* [INSTRUCTIONS TO FOLLOW]:
Pull out each line of the records holding the string "this".

# # # #

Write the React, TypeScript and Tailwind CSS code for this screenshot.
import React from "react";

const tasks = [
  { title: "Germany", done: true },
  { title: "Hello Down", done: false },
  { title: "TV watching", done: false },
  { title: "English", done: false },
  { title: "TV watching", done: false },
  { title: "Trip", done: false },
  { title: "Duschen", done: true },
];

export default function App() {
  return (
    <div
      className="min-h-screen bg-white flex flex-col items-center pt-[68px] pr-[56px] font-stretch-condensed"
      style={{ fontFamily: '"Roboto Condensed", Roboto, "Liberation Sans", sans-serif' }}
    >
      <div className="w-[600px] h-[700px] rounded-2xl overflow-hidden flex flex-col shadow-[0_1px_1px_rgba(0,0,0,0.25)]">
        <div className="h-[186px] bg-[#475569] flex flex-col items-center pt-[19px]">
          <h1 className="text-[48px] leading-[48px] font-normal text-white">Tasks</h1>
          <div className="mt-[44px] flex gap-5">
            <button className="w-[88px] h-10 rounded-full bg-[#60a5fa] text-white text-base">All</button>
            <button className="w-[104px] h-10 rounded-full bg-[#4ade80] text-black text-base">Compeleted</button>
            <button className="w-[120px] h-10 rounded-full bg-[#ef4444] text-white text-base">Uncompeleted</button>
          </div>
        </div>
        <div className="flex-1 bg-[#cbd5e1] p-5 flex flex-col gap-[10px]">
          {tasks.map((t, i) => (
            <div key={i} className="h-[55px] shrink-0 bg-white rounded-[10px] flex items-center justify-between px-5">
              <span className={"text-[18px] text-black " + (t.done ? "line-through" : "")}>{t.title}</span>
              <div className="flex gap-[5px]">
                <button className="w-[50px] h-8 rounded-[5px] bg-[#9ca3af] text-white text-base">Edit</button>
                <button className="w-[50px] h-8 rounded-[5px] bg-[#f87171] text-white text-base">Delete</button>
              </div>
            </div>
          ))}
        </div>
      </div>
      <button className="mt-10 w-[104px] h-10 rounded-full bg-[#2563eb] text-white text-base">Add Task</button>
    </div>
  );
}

# # # #

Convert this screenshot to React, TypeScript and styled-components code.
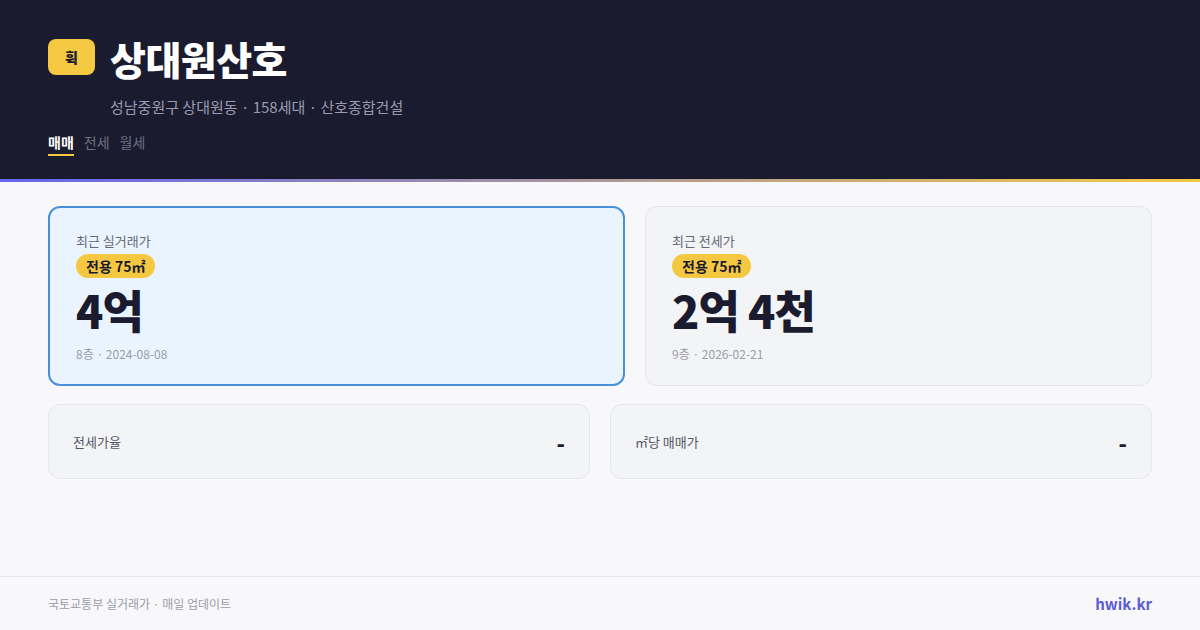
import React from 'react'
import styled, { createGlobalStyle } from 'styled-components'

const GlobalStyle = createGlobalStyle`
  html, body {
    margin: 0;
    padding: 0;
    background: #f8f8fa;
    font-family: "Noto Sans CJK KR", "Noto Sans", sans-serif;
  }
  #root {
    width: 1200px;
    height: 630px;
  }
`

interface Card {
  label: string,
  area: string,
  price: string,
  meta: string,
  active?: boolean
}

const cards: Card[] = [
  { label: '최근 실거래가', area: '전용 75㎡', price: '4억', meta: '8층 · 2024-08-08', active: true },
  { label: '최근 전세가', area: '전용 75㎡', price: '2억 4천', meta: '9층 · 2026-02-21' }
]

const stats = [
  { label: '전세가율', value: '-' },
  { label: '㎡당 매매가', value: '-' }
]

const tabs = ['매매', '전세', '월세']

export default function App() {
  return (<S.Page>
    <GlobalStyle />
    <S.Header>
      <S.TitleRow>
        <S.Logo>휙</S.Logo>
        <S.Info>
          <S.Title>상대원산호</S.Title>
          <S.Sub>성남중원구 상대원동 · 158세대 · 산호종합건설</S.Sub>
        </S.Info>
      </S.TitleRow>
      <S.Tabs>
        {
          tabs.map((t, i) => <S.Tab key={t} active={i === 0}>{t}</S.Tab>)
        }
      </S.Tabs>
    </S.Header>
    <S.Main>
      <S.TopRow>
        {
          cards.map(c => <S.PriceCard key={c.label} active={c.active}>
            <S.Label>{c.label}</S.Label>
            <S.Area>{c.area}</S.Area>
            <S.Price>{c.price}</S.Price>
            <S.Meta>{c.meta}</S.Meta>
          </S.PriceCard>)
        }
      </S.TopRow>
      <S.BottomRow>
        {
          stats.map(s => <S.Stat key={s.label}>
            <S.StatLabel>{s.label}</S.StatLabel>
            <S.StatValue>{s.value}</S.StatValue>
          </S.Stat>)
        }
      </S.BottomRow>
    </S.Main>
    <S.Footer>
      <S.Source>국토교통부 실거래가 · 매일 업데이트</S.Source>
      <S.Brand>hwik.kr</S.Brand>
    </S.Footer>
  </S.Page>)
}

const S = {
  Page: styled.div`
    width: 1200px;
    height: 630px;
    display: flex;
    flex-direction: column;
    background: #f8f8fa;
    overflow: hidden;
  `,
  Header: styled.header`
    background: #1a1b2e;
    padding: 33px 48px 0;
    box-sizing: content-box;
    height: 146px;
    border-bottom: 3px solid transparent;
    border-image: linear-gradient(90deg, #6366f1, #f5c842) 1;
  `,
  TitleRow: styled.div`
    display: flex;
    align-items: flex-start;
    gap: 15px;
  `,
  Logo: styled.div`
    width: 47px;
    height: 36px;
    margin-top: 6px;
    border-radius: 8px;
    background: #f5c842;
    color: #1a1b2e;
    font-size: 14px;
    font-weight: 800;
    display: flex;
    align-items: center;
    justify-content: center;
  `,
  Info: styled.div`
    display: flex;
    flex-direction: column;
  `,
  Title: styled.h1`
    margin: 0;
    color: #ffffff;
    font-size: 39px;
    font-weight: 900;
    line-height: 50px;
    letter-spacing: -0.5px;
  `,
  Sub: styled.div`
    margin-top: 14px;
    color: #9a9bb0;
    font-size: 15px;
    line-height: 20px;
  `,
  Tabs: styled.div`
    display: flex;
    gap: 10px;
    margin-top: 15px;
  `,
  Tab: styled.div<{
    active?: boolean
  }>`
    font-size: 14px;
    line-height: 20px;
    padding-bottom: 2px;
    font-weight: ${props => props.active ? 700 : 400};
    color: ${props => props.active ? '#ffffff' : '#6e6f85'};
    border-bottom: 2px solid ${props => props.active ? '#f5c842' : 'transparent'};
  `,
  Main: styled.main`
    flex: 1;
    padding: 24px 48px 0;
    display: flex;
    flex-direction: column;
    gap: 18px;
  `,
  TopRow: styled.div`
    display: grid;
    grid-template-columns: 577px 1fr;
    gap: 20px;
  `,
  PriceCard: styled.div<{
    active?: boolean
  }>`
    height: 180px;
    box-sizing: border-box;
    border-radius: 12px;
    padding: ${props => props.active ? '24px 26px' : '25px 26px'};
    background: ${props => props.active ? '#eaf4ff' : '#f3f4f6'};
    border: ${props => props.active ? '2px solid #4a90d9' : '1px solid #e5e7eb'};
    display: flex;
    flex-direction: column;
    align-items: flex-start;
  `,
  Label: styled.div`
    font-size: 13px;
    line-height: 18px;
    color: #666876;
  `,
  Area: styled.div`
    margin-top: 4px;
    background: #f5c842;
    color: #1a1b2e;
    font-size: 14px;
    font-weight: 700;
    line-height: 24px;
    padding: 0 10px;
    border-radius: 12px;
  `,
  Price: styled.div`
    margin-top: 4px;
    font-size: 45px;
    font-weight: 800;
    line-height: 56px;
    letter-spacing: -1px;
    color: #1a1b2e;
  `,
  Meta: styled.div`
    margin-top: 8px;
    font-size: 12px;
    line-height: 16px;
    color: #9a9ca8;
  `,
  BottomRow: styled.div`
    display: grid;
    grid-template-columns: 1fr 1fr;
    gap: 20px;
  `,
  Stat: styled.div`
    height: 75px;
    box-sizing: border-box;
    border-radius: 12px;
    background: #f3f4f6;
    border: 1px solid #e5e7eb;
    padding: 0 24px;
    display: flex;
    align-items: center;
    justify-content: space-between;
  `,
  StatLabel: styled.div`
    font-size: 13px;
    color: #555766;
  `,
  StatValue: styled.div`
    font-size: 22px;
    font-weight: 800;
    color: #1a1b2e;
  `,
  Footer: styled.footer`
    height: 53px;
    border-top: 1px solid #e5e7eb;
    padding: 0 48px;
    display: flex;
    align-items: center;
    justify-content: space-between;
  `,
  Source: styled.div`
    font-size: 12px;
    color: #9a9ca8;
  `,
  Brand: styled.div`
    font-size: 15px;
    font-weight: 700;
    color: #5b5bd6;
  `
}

# # # #

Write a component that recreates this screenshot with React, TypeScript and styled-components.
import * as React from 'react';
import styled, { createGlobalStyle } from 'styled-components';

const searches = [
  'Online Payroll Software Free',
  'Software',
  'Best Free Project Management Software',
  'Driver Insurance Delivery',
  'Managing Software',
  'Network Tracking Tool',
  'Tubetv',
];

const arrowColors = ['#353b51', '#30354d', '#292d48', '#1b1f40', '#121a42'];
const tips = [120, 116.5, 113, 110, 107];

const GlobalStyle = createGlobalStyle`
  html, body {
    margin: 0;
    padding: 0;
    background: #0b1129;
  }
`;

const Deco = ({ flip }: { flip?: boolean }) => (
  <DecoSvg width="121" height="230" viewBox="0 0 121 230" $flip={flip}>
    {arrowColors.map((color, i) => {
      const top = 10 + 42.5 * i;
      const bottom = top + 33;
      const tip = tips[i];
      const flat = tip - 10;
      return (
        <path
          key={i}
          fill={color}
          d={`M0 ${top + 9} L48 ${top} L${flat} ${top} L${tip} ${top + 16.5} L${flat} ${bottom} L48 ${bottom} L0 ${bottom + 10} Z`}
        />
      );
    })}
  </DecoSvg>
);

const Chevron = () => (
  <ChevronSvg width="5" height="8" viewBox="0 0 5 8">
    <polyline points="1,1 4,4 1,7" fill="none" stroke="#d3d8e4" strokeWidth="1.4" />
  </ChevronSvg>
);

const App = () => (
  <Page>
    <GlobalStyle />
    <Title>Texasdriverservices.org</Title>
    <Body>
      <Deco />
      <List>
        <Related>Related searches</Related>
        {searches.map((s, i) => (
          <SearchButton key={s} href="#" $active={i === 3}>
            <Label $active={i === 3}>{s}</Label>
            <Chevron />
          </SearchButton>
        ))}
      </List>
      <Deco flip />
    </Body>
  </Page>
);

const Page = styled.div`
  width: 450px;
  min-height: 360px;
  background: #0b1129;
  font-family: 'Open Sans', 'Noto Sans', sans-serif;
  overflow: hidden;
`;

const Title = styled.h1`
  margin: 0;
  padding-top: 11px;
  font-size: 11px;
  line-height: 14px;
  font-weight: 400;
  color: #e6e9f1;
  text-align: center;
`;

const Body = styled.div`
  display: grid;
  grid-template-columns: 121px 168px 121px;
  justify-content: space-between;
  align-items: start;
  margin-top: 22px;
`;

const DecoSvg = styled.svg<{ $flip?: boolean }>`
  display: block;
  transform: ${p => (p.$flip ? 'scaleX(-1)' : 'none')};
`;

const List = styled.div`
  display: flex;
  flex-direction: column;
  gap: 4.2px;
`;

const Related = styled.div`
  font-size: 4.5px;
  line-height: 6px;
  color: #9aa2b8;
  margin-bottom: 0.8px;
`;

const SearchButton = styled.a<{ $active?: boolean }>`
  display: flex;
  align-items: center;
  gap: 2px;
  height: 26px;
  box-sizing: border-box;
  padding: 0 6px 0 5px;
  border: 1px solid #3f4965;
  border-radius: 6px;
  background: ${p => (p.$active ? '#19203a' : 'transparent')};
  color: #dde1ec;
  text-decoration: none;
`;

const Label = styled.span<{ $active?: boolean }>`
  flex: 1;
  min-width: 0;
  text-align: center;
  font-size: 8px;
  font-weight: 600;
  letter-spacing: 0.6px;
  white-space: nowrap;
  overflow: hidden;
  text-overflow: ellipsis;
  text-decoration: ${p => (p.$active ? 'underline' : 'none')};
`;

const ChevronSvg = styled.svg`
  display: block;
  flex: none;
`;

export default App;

# # # #

* [ANSWER TO THE PROBLEM]:
Write the React, TypeScript and Tailwind CSS code for this screenshot.
Convert this screenshot to React, TypeScript and styled-components code.
Write a component that recreates this screenshot with React, TypeScript and styled-components.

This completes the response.